Nina Escriva dunked heads of a large Chinese cabbage called pak choy into a tub of water, one after another, cleaning off mud at the base so they could be bagged and set aside.
It was a sunny, cool Friday morning on Frogtown Farm in St. Paul. A group of nine workers, including volunteers and staff, moved through rows of ripe produce, harvesting buckets full of vegetables that would be distributed that evening at a local food shelf or sold the next morning at the market.
Escriva was taking advantage of a new program this season to help at the farm once or twice a week in exchange for a share of the harvest. She’s lived in Frogtown for five years while attending Macalester College. Without a yard of her own, she looked to the farm for a place to spend time outside, to get her hands dirty, and to work alongside other people.
“It’s very genuine community here,” she said. “They really care about agriculture, food production … about access to food.”
Frogtown Farm is a 5.5 acre organic urban farm that started in 2013 by Trust for Public Land, the City of St. Paul and the Wilder Foundation. Bordered by Minnehaha Avenue to the south and Victoria Street to the east and surrounded by trees, the farm features neat rows of vegetables surrounded by patches of weeds and grasses growing long and unwieldy. It’s hard to believe it’s just two miles from the state Capitol.
The farm was founded because the community wanted to preserve nearly 13 acres for green space, rather than see a new housing complex built. In addition to plots for growing certified organic crops, a community garden area allowed neighborhood residents to plant and harvest their own food.

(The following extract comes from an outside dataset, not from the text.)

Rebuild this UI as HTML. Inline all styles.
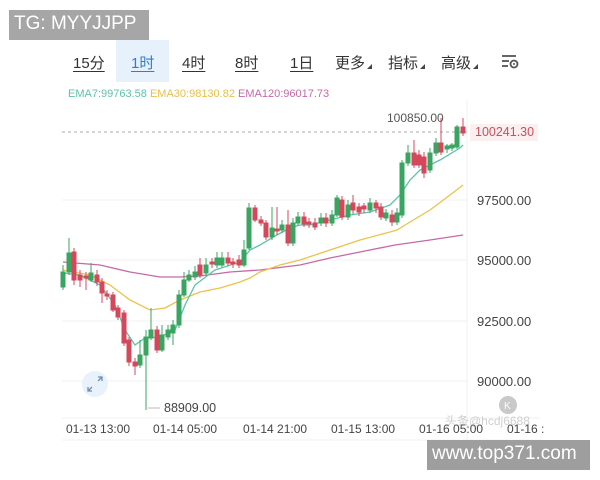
<!DOCTYPE html>
<html><head><meta charset="utf-8"><style>
body{margin:0;width:600px;height:480px;background:#fff;position:relative;overflow:hidden;font-family:"Liberation Sans","Noto Sans CJK SC",sans-serif}
.a{position:absolute;white-space:nowrap}
.tab{position:absolute;top:52px;font-size:15px;color:#333;text-decoration:underline;text-underline-offset:3px}
.tri{display:inline-block;width:0;height:0;border-left:5px solid transparent;border-bottom:5px solid #444;margin-left:2px;vertical-align:-1px}
.ax{position:absolute;left:477px;font-size:13px;color:#444}
.dt{position:absolute;top:422px;font-size:12px;color:#444}
</style></head><body>
<div class="a" style="left:9px;top:10px;width:140px;height:30px;background:#a6a6a6"></div>
<div class="a" style="left:14px;top:13px;font-size:19px;color:#fff">TG: MYYJJPP</div>
<div class="a" style="left:116px;top:40px;width:53px;height:42px;background:#e7f1fc"></div>
<div class="tab" style="left:73px">15分</div>
<div class="tab" style="left:131px;color:#2f7fd0">1时</div>
<div class="tab" style="left:182px">4时</div>
<div class="tab" style="left:235px">8时</div>
<div class="tab" style="left:290px">1日</div>
<div class="tab" style="left:335px;text-decoration:none">更多<span class="tri"></span></div>
<div class="tab" style="left:388px;text-decoration:none">指标<span class="tri"></span></div>
<div class="tab" style="left:441px;text-decoration:none">高级<span class="tri"></span></div>
<svg class="a" style="left:500px;top:52px" width="22" height="18"><g stroke="#555" stroke-width="1.8" fill="none"><line x1="2" y1="4" x2="16" y2="4"/><line x1="2" y1="9" x2="9" y2="9"/><line x1="2" y1="14" x2="8" y2="14"/><circle cx="14" cy="12" r="3.5"/></g><circle cx="14" cy="12" r="1" fill="#555"/></svg>
<div class="a" style="left:68px;top:88px;font-size:11px"><span style="color:#5cc3a8">EMA7:99763.58</span> <span style="color:#e8c04a">EMA30:98130.82</span> <span style="color:#c46aa8">EMA120:96017.73</span></div>
<svg class="a" style="left:0;top:0" width="600" height="480">
<g stroke="#f1f1f1" stroke-width="1"><line x1="62" y1="200" x2="467" y2="200"/><line x1="62" y1="260" x2="467" y2="260"/><line x1="62" y1="321" x2="467" y2="321"/><line x1="62" y1="381" x2="467" y2="381"/><line x1="467" y1="100" x2="467" y2="440"/><line x1="62" y1="418" x2="540" y2="418"/><line x1="62" y1="440" x2="540" y2="440"/></g>
<line x1="62" y1="132" x2="467" y2="132" stroke="#aaa" stroke-dasharray="3,3"/>
<polyline fill="none" stroke="#c46aa8" stroke-width="1.3" points="63,262 100,265 130,272 160,277 180,277 200,276 230,272 260,270 300,265 330,258 360,252 395,245 430,240 463,235"/>
<polyline fill="none" stroke="#ecc24a" stroke-width="1.3" points="63,270 90,275 110,285 130,300 150,310 165,308 180,300 200,292 220,288 240,282 250,278 260,272 280,265 300,260 330,250 360,240 390,232 397,230 410,222 430,210 450,195 463,185"/>
<polyline fill="none" stroke="#5cc3a8" stroke-width="1.3" points="63,273 80,275 100,285 115,305 125,330 135,345 145,338 160,337 175,330 185,305 195,285 215,270 240,262 250,250 260,245 275,236 290,228 300,225 310,225 330,220 350,215 370,212 390,205 400,195 410,180 420,170 440,160 460,148 463,145"/>
<g stroke-width="1">
<g stroke="#3aa560" fill="#3aa560">
<line x1="63" y1="265" x2="63" y2="290"/><rect x="61" y="272" width="4" height="15"/>
<line x1="69" y1="238" x2="69" y2="275"/><rect x="67" y="253" width="4" height="19"/>
<line x1="91" y1="263" x2="91" y2="282"/><rect x="89" y="273" width="4" height="7"/>
<line x1="140" y1="340" x2="140" y2="368"/><rect x="138" y="355" width="4" height="10"/>
<line x1="146" y1="330" x2="146" y2="410"/><rect x="144" y="337" width="4" height="18"/>
<line x1="151" y1="308" x2="151" y2="340"/><rect x="149" y="330" width="4" height="8"/>
<line x1="162" y1="325" x2="162" y2="352"/><rect x="160" y="335" width="4" height="15"/>
<line x1="168" y1="325" x2="168" y2="340"/><rect x="166" y="330" width="4" height="7"/>
<line x1="173" y1="320" x2="173" y2="345"/><rect x="171" y="325" width="4" height="8"/>
<line x1="179" y1="290" x2="179" y2="328"/><rect x="177" y="295" width="4" height="30"/>
<line x1="184" y1="272" x2="184" y2="297"/><rect x="182" y="280" width="4" height="15"/>
<line x1="189" y1="270" x2="189" y2="282"/><rect x="187" y="275" width="4" height="5"/>
<line x1="195" y1="266" x2="195" y2="280"/><rect x="193" y="272" width="4" height="5"/>
<line x1="206" y1="258" x2="206" y2="276"/><rect x="204" y="265" width="4" height="8"/>
<line x1="217" y1="252" x2="217" y2="268"/><rect x="215" y="258" width="4" height="7"/>
<line x1="222" y1="252" x2="222" y2="267"/><rect x="220" y="258" width="4" height="7"/>
<line x1="244" y1="240" x2="244" y2="267"/><rect x="242" y="250" width="4" height="15"/>
<line x1="249" y1="203" x2="249" y2="250"/><rect x="247" y="208" width="4" height="40"/>
<line x1="272" y1="207" x2="272" y2="240"/><rect x="270" y="228" width="4" height="9"/>
<line x1="282" y1="220" x2="282" y2="233"/><rect x="280" y="225" width="4" height="5"/>
<line x1="293" y1="218" x2="293" y2="246"/><rect x="291" y="223" width="4" height="20"/>
<line x1="298" y1="212" x2="298" y2="226"/><rect x="296" y="217" width="4" height="6"/>
<line x1="321" y1="213" x2="321" y2="226"/><rect x="319" y="218" width="4" height="5"/>
<line x1="332" y1="210" x2="332" y2="226"/><rect x="330" y="215" width="4" height="8"/>
<line x1="337" y1="195" x2="337" y2="217"/><rect x="335" y="198" width="4" height="17"/>
<line x1="348" y1="200" x2="348" y2="220"/><rect x="346" y="205" width="4" height="12"/>
<line x1="370" y1="198" x2="370" y2="213"/><rect x="368" y="203" width="4" height="7"/>
<line x1="386" y1="209" x2="386" y2="221"/><rect x="384" y="213" width="4" height="5"/>
<line x1="397" y1="208" x2="397" y2="225"/><rect x="395" y="213" width="4" height="9"/>
<line x1="402" y1="160" x2="402" y2="218"/><rect x="400" y="163" width="4" height="52"/>
<line x1="408" y1="145" x2="408" y2="166"/><rect x="406" y="153" width="4" height="10"/>
<line x1="430" y1="148" x2="430" y2="173"/><rect x="428" y="153" width="4" height="17"/>
<line x1="436" y1="138" x2="436" y2="156"/><rect x="434" y="143" width="4" height="10"/>
<line x1="447" y1="144" x2="447" y2="153"/><rect x="445" y="146" width="4" height="3"/>
<line x1="452" y1="143" x2="452" y2="151"/><rect x="450" y="145" width="4" height="3"/>
<line x1="457" y1="125" x2="457" y2="149"/><rect x="455" y="127" width="4" height="20"/>
</g>
<g stroke="#d4485c" fill="#d4485c">
<line x1="74" y1="248" x2="74" y2="285"/><rect x="72" y="252" width="4" height="28"/>
<line x1="80" y1="270" x2="80" y2="287"/><rect x="78" y="275" width="4" height="5"/>
<line x1="86" y1="272" x2="86" y2="290"/><rect x="84" y="276" width="4" height="2"/>
<line x1="97" y1="270" x2="97" y2="286"/><rect x="95" y="275" width="4" height="7"/>
<line x1="102" y1="278" x2="102" y2="303"/><rect x="100" y="282" width="4" height="11"/>
<line x1="107" y1="290" x2="107" y2="300"/><rect x="105" y="294" width="4" height="2"/>
<line x1="113" y1="292" x2="113" y2="312"/><rect x="111" y="295" width="4" height="15"/>
<line x1="118" y1="305" x2="118" y2="320"/><rect x="116" y="308" width="4" height="9"/>
<line x1="124" y1="310" x2="124" y2="346"/><rect x="122" y="313" width="4" height="30"/>
<line x1="129" y1="337" x2="129" y2="366"/><rect x="127" y="340" width="4" height="22"/>
<line x1="135" y1="358" x2="135" y2="375"/><rect x="133" y="362" width="4" height="4"/>
<line x1="157" y1="326" x2="157" y2="353"/><rect x="155" y="330" width="4" height="20"/>
<line x1="200" y1="258" x2="200" y2="278"/><rect x="198" y="265" width="4" height="10"/>
<line x1="212" y1="258" x2="212" y2="268"/><rect x="210" y="262" width="4" height="2"/>
<line x1="228" y1="252" x2="228" y2="266"/><rect x="226" y="258" width="4" height="5"/>
<line x1="233" y1="258" x2="233" y2="268"/><rect x="231" y="262" width="4" height="2"/>
<line x1="239" y1="255" x2="239" y2="268"/><rect x="237" y="260" width="4" height="5"/>
<line x1="255" y1="205" x2="255" y2="222"/><rect x="253" y="208" width="4" height="12"/>
<line x1="261" y1="216" x2="261" y2="226"/><rect x="259" y="220" width="4" height="3"/>
<line x1="266" y1="220" x2="266" y2="240"/><rect x="264" y="223" width="4" height="14"/>
<line x1="277" y1="207" x2="277" y2="235"/><rect x="275" y="229" width="4" height="2"/>
<line x1="288" y1="210" x2="288" y2="246"/><rect x="286" y="225" width="4" height="18"/>
<line x1="304" y1="212" x2="304" y2="227"/><rect x="302" y="217" width="4" height="7"/>
<line x1="309" y1="218" x2="309" y2="228"/><rect x="307" y="222" width="4" height="2"/>
<line x1="315" y1="218" x2="315" y2="230"/><rect x="313" y="223" width="4" height="4"/>
<line x1="326" y1="213" x2="326" y2="227"/><rect x="324" y="218" width="4" height="5"/>
<line x1="342" y1="196" x2="342" y2="220"/><rect x="340" y="200" width="4" height="17"/>
<line x1="353" y1="195" x2="353" y2="214"/><rect x="351" y="203" width="4" height="7"/>
<line x1="359" y1="203" x2="359" y2="216"/><rect x="357" y="207" width="4" height="5"/>
<line x1="364" y1="203" x2="364" y2="213"/><rect x="362" y="206" width="4" height="3"/>
<line x1="376" y1="200" x2="376" y2="213"/><rect x="374" y="203" width="4" height="5"/>
<line x1="381" y1="203" x2="381" y2="220"/><rect x="379" y="207" width="4" height="10"/>
<line x1="392" y1="210" x2="392" y2="226"/><rect x="390" y="215" width="4" height="7"/>
<line x1="414" y1="140" x2="414" y2="168"/><rect x="412" y="153" width="4" height="12"/>
<line x1="419" y1="150" x2="419" y2="168"/><rect x="417" y="155" width="4" height="10"/>
<line x1="424" y1="152" x2="424" y2="178"/><rect x="422" y="157" width="4" height="16"/>
<line x1="441" y1="118" x2="441" y2="155"/><rect x="439" y="143" width="4" height="9"/>
<line x1="463" y1="118" x2="463" y2="136"/><rect x="461" y="127" width="4" height="6"/>
</g></g>
<line x1="148" y1="408" x2="160" y2="408" stroke="#bbb"/>
<circle cx="95" cy="384" r="13" fill="#e9f1fa"/>
<g stroke="#6d8fb8" stroke-width="1.3" fill="none"><path d="M92 387 L88 391 M88 387 L88 391 L92 391"/><path d="M98 381 L102 377 M98 377 L102 377 L102 381"/></g>
<circle cx="508" cy="405" r="9" fill="#c9c9c9"/>
<text x="504" y="409" font-size="10" fill="#fff" font-family="Liberation Sans">K</text>
</svg>
<div class="a" style="left:387px;top:111px;font-size:12px;color:#555">100850.00</div>
<div class="a" style="left:470px;top:124px;width:68px;height:17px;background:#fcefef"></div>
<div class="a" style="left:475px;top:125px;font-size:12.5px;color:#c9505c">100241.30</div>
<div class="ax" style="top:193px">97500.00</div>
<div class="ax" style="top:253px">95000.00</div>
<div class="ax" style="top:314px">92500.00</div>
<div class="ax" style="top:374px">90000.00</div>
<div class="a" style="left:164px;top:401px;font-size:12.5px;color:#444">88909.00</div>
<div class="dt" style="left:66px">01-13 13:00</div>
<div class="dt" style="left:153px">01-14 05:00</div>
<div class="dt" style="left:243px">01-14 21:00</div>
<div class="dt" style="left:331px">01-15 13:00</div>
<div class="dt" style="left:419px">01-16 05:00</div>
<div class="dt" style="left:507px">01-16 :</div>
<div class="a" style="left:445px;top:412px;font-size:12px;color:rgba(150,150,150,0.45)">头条@hcdj6688</div>
<div class="a" style="left:427px;top:440px;width:163px;height:30px;background:#9e9e9e"></div>
<div class="a" style="left:432px;top:443px;font-size:19px;color:#fff">www.top371.com</div>
</body></html>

In the years since, Frogtown Farm has worked with community groups such as the Asian Economic Development Association, the Urban Farm Garden Alliance, and Public Art Saint Paul to plan how they would serve Frogtown and Rondo neighborhoods. The groups want to build and support a system that includes more people growing food and finding quality fresh food in local stores, restaurants, schools, and other institutions.
They believe that improving access to growing and eating good food will help address health and economic disparities in the two mostly low-income neighborhoods, whose residents are nearly all people of color.
This season, the farm added new community-oriented programs designed to draw more neighbors. A weekly event invites anyone to help with projects, like planting, weeding and other maintenance, while a new Saturday market offers the farm’s latest harvest for sale alongside outdoor kitchen demonstrations, booths selling crafts, music and exercise classes, among other activities.
In the new work program, 15 people, including Escriva, each agreed to spend 20 hours over the course of the season helping out on the farm. In exchange, they can pick any five things from the market every week. Reserved for the farm’s closest neighbors – those living in Hamline-Midway, Frogtown or Rondo – the workshare program uses the same volunteers all summer, teaching them skills and relying on their contributions, with the hope that, sometime in the future, the farm will have a pool of people from which they could hire staff, said farm manager Iman Mefleh.
“Agriculture is a specific skill set,” she said. “[We can] start involving people without having them have to leave their jobs.”
‘Farming is half of it’
That morning, while Escriva cleaned pak choy, a farm intern picked beets while other workers harvested tomatoes, broccolini, eggplant and collard greens.
Xinger Zeng, whose internship gives her credit toward her University of Minnesota plant science degree, doesn’t care much for eating beets, she said. But she also didn’t like okra until the farm demonstrated a pickled okra recipe one week. She loved it. “For me, a curious person, I will always try new things,” she said.
She was the first one on the farm that morning, said Skyler Hawkins, field coordinator for the farm. It’s one of the benefits of investing in the same workers week after week: They’re empowered to act independently.
For Hawkins, whose background includes work on a farm that provided transitional job training, building relationships and skills and serving the community are as important as the actual work. “Farming is half of it,” he said.
He said each volunteer is different. Some people have never used the tools involved. Others may have a lot of gardening experience but know nothing about how to properly handle food they’ve harvested to sell or how to weed beds on a large scale, Mefleh said.
Christian and Cora Preston, a young married couple who recently bought a house in the neighborhood, gathered broccolini in bunches. They aren’t very good gardeners, Christian Preston said, so helping on the farm is “more successful.”
They go home with a bag of fresh vegetables every week and benefit from others’ expertise in gardening. Those others include Samuel Norris, who has grown his own food at his home in Hamline-Midway for nearly two decades. As he plucks each leaf into bunches of his own, he describes the meal of fried greens and fish or chicken he’ll likely make when he gets home.
While some workshare members help harvest, others, like Jeff Olsen Krengel, show up early on Saturdays to help sell the week’s goods. He likes telling his 7-year-old that the green beans they’re eating were grown across the street. He brings collard greens to work, where he participates in a salad club. He said helping at the farm allows his family to connect with others in the neighborhood.
That’s what Mefleh likes to hear. “When you’re weeding 16 beds together, you really get to know each other,” she said.